WASHINGTON—Sen. Richard Blumenthal (D-CT) and Rep. Keith Ellison (D-MN) introduced the Permanently Protecting Tenants at Foreclosure Act of 2015 (H.R. 1354) today. The bill ensures expired federal protections for renters living in foreclosed properties are renewed.
“Families who pay their rent and play by the rules should not be evicted simply because their landlord fails to pay his mortgage,” Sen. Blumenthal said. “This measure is necessary to protect tenants from eviction when their landlord defaults. The Act that protected them previously expired in 2014, so tenants may now be evicted, inexplicably and inexcusably when the building owner faces foreclosure. As a matter of common sense and basic fairness, families should be spared life on the street when landlords shirk their obligations.”
“When a building owner falls into foreclosure, people who live in the property may be forced out—even if they’ve paid their rent in full and on time,” Ellison said. “It’s wrong that families face homelessness because the owner of the property where they live failed to make payments on time. The Permanently Protecting Tenants in Foreclosure Act ensures families have the time they need to find new housing.”

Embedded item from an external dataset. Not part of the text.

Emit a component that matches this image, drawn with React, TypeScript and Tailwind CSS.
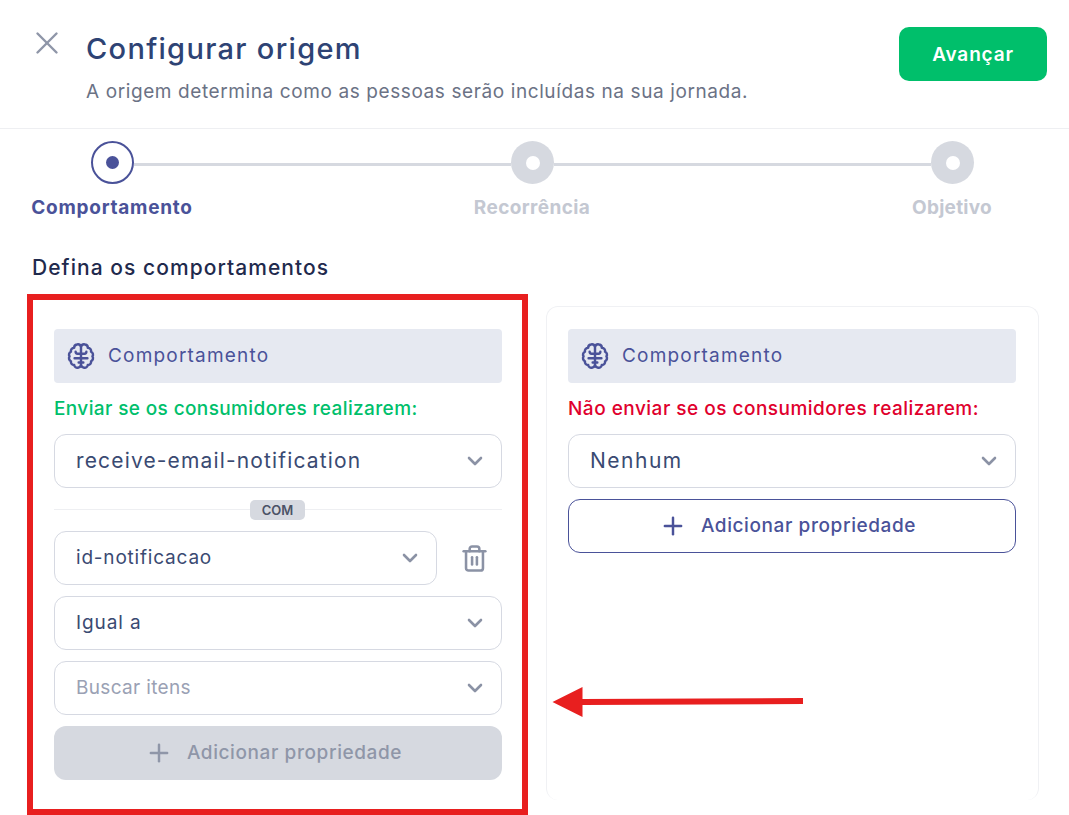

“The PTFA provides critical protection to innocent renter families whose homes have been foreclosed. PTFA is an important tool, especially now, given the significant national shortage of rental housing,” said National Housing Law Project Executive Director Marcia Rosen.
“Without federal protections in place, many renters in foreclosed properties are vulnerable to summary eviction and homelessness. In nearly half the states, these renters can be evicted with five days’ notice or less, through no fault of their own,” said National Law Center on Homelessness and Poverty Executive Director Maria Foscarinis.
“We are grateful to Senator Blumenthal and Representative Ellison for introducing this crtical legislation to protect renters when their landlords’ properties go into foreclosure. We hope Congress acts swiftly to enact these protections,” said Sheila Crowley, President and CEO for National Low Income Housing Coalition.
While much of the response to the foreclosure crisis has focused on homeowners, 27% of properties and 40% of the units in foreclosure are estimated to be renter-occupied. These renters often have no idea that their landlord has fallen behind on mortgage payments, and usually have continued to pay their rent even as their landlord has failed to pay the mortgage. Prior to the passage of the Protecting Tenants at Foreclosure Act (PTFA) in May 2009, tenants were often required to move with as little as a few days-notice. The law ensured that most tenants can stay in their home for the remainder of their lease or for at least 90 days post-foreclosure.
But Congress did not extend the PTFA and it expired on December 31, 2014. The Permanently Protecting Tenants at Foreclosure Act of 2015 makes the law permanent.
The Permanently Protecting Tenants at Foreclosure Act of 2015 is co-sponsored by: Reps. G.K. Butterfield, Michael Capuano, Katherine Clark, Elijah Cummings, Al Green, Raul Grijalva, Hank Johnson, Alcee L. Hastings, Rubén Hinojosa, Marci Kaptur, Jim Langevin, Barbara Lee, John Lewis, Stephen Lynch, Carolyn B. Maloney, James P. McGovern, Gregory Meeks, Gwen Moore, Eleanor Holmes Norton, Mark Pocan, Louise Slaughter, Adam Smith, Mark Takano and Maxine Waters.